**What to do:**
Provide the number of lines where the word "React" occurs, and no other text.

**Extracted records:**
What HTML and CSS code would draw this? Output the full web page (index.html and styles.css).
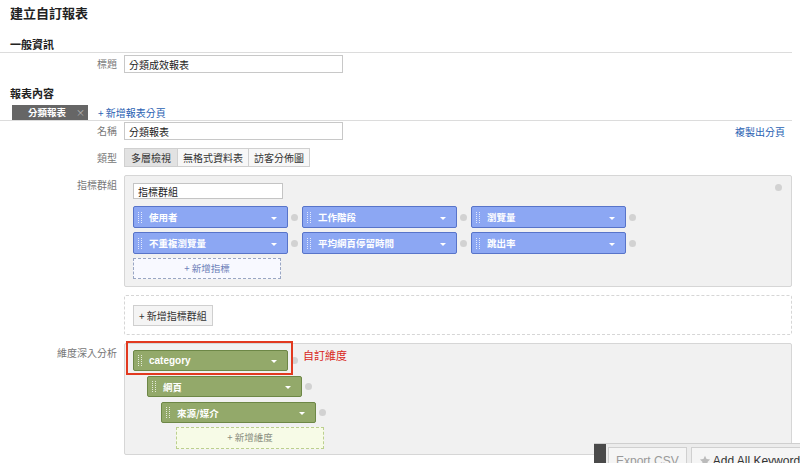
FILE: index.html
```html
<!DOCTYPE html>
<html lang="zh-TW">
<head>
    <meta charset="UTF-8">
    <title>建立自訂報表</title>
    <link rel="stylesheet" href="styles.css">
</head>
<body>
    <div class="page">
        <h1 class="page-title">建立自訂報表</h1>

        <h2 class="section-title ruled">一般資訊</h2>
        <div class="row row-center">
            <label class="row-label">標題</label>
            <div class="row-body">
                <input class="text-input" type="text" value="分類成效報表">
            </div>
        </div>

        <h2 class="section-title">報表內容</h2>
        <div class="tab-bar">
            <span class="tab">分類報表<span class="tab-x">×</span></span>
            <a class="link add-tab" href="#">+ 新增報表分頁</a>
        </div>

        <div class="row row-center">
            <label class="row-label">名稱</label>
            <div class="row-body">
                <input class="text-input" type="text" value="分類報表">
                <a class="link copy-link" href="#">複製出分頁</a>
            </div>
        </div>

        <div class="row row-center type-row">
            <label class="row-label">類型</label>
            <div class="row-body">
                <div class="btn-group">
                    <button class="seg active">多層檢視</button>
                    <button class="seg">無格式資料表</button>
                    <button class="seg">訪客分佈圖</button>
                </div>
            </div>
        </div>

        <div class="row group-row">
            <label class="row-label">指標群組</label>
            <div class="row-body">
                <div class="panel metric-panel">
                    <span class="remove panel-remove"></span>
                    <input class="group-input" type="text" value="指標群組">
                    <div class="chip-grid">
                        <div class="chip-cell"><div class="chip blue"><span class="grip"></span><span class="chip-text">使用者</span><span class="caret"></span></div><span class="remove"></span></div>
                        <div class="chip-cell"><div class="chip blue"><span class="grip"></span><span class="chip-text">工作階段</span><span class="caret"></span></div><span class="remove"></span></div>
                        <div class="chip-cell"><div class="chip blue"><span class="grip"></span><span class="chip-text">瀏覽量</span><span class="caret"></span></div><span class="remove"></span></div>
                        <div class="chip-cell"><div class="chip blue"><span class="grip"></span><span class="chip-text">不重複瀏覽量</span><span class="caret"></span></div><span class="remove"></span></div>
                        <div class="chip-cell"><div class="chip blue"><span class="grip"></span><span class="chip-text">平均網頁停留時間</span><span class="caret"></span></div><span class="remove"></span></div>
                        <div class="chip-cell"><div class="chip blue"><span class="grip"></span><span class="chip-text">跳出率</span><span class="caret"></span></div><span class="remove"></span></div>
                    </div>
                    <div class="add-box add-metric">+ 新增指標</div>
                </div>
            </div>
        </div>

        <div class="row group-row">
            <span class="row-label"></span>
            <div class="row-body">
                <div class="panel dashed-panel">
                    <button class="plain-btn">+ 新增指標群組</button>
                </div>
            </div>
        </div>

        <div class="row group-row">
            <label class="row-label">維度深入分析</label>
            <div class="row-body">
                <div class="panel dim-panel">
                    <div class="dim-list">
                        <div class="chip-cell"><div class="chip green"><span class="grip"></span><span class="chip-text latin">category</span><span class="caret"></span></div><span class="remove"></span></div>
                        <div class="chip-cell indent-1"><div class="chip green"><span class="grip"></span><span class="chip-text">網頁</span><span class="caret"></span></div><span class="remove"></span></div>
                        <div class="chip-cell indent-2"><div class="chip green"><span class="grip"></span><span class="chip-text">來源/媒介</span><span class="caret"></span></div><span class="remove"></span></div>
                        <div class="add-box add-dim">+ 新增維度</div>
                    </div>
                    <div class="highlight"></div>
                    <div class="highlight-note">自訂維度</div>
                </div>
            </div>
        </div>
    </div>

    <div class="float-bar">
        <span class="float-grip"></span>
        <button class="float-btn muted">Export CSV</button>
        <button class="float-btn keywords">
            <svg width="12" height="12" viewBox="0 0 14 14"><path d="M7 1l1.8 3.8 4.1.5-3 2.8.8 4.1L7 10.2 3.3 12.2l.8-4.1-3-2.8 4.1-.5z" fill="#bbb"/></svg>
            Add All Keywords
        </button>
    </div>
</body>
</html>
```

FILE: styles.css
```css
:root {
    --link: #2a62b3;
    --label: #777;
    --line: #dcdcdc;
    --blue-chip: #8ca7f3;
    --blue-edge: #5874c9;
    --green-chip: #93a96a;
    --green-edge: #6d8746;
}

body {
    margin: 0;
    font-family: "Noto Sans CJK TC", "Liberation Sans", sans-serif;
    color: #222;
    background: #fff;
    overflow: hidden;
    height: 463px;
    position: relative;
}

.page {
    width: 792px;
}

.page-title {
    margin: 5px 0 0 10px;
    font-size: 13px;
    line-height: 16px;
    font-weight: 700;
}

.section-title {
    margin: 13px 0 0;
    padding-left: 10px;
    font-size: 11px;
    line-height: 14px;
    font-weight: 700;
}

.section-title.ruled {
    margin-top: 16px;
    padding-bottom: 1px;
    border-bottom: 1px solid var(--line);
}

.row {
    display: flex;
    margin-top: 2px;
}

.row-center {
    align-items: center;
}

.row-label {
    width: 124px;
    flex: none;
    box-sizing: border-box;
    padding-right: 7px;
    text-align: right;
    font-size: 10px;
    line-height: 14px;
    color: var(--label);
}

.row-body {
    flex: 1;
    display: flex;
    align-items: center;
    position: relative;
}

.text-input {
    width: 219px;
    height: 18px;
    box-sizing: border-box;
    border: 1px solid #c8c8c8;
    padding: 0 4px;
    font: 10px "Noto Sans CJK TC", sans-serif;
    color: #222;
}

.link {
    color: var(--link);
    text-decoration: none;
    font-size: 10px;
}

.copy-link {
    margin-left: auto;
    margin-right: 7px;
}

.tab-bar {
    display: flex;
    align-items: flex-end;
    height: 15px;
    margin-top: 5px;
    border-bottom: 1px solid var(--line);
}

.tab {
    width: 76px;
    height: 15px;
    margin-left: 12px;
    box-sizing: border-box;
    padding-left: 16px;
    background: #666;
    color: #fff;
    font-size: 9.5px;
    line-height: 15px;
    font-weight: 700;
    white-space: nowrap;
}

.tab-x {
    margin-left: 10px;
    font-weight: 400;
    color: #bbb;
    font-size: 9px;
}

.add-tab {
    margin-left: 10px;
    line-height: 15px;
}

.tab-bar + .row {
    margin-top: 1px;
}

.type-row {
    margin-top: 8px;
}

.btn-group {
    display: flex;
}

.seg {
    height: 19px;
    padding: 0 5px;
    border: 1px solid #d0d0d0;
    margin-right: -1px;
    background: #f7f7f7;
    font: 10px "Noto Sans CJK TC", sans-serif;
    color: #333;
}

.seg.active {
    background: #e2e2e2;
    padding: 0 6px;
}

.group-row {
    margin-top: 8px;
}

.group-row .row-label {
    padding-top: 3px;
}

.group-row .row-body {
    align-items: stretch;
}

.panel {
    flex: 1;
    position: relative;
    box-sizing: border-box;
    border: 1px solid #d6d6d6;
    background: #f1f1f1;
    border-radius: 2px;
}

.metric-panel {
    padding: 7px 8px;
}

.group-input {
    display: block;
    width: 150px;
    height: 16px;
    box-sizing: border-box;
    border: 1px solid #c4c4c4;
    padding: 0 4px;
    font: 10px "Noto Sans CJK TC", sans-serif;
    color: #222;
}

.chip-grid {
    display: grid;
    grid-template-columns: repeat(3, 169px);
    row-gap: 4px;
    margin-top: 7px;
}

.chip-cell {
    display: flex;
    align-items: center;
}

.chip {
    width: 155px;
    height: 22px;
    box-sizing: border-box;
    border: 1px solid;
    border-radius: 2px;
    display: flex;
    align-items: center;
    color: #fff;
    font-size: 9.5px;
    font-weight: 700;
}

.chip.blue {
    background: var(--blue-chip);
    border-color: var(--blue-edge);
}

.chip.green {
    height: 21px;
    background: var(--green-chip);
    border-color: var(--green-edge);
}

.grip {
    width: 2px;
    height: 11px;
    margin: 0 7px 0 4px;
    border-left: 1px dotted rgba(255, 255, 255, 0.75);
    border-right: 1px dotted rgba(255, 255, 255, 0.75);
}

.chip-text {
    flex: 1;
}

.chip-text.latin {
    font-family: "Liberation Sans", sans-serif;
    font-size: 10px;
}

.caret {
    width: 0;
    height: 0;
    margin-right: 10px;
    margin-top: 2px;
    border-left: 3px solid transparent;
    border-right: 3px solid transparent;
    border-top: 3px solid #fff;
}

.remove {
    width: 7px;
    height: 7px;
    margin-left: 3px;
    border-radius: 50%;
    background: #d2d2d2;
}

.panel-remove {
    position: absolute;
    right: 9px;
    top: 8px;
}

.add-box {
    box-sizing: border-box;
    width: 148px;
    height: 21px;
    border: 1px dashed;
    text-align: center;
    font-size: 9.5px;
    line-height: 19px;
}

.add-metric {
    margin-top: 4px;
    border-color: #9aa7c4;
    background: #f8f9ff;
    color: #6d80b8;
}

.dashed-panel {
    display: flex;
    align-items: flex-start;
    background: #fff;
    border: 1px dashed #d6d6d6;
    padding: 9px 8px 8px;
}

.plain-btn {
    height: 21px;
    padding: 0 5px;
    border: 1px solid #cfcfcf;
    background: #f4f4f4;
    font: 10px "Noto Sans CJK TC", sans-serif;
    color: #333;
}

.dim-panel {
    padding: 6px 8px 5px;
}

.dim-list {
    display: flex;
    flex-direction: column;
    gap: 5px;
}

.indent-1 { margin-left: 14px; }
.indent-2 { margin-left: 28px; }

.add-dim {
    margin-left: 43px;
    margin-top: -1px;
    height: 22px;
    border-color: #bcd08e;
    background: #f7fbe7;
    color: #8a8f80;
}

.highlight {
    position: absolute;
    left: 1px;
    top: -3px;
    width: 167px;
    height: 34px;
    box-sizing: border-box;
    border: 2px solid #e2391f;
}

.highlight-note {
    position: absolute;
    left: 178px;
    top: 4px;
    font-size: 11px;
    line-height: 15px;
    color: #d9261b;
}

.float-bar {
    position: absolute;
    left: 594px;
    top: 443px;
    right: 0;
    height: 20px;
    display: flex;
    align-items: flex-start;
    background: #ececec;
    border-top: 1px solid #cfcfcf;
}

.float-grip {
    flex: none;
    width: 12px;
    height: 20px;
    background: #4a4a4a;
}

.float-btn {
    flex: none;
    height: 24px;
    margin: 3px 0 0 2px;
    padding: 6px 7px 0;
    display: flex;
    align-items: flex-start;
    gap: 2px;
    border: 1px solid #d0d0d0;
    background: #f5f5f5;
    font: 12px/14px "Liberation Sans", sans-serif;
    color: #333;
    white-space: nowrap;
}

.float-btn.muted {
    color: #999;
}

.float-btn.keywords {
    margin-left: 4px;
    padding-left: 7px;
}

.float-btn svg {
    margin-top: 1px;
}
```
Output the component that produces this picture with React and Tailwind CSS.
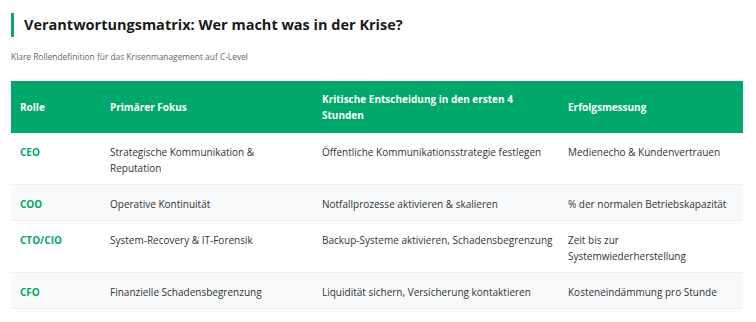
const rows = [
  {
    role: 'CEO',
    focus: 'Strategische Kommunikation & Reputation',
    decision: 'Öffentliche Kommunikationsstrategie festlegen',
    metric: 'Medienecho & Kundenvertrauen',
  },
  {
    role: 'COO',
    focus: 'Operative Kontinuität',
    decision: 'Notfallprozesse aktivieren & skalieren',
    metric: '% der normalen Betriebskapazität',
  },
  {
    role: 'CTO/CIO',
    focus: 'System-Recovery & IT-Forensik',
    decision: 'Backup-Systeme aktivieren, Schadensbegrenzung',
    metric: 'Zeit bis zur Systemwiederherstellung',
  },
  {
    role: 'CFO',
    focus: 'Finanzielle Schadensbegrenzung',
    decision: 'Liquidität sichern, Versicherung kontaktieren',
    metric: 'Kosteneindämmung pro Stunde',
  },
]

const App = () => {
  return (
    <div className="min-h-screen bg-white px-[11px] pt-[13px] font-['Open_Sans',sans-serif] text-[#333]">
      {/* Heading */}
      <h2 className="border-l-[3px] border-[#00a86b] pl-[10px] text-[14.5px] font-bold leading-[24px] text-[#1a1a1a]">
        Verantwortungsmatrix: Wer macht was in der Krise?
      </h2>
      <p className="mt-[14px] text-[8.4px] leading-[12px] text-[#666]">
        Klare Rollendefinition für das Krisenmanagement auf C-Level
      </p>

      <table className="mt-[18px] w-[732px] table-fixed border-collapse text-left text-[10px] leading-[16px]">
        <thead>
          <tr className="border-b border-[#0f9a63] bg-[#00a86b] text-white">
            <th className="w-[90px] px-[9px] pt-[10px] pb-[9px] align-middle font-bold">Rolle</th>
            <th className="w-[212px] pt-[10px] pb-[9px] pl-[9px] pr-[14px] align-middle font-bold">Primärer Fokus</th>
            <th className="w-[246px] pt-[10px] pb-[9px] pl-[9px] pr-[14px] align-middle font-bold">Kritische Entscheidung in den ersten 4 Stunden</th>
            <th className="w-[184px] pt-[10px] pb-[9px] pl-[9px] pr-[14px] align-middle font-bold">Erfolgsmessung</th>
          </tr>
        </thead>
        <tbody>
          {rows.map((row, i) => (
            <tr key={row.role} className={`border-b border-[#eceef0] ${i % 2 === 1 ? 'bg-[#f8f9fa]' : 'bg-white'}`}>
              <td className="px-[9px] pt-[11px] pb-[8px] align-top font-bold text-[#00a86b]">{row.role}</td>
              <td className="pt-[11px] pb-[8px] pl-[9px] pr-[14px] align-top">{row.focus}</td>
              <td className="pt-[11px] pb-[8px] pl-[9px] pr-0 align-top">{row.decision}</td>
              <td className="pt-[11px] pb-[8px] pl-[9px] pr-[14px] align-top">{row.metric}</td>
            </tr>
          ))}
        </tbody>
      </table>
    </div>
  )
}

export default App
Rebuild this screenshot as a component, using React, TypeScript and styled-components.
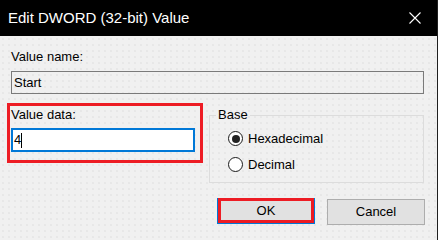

**Output below:**
2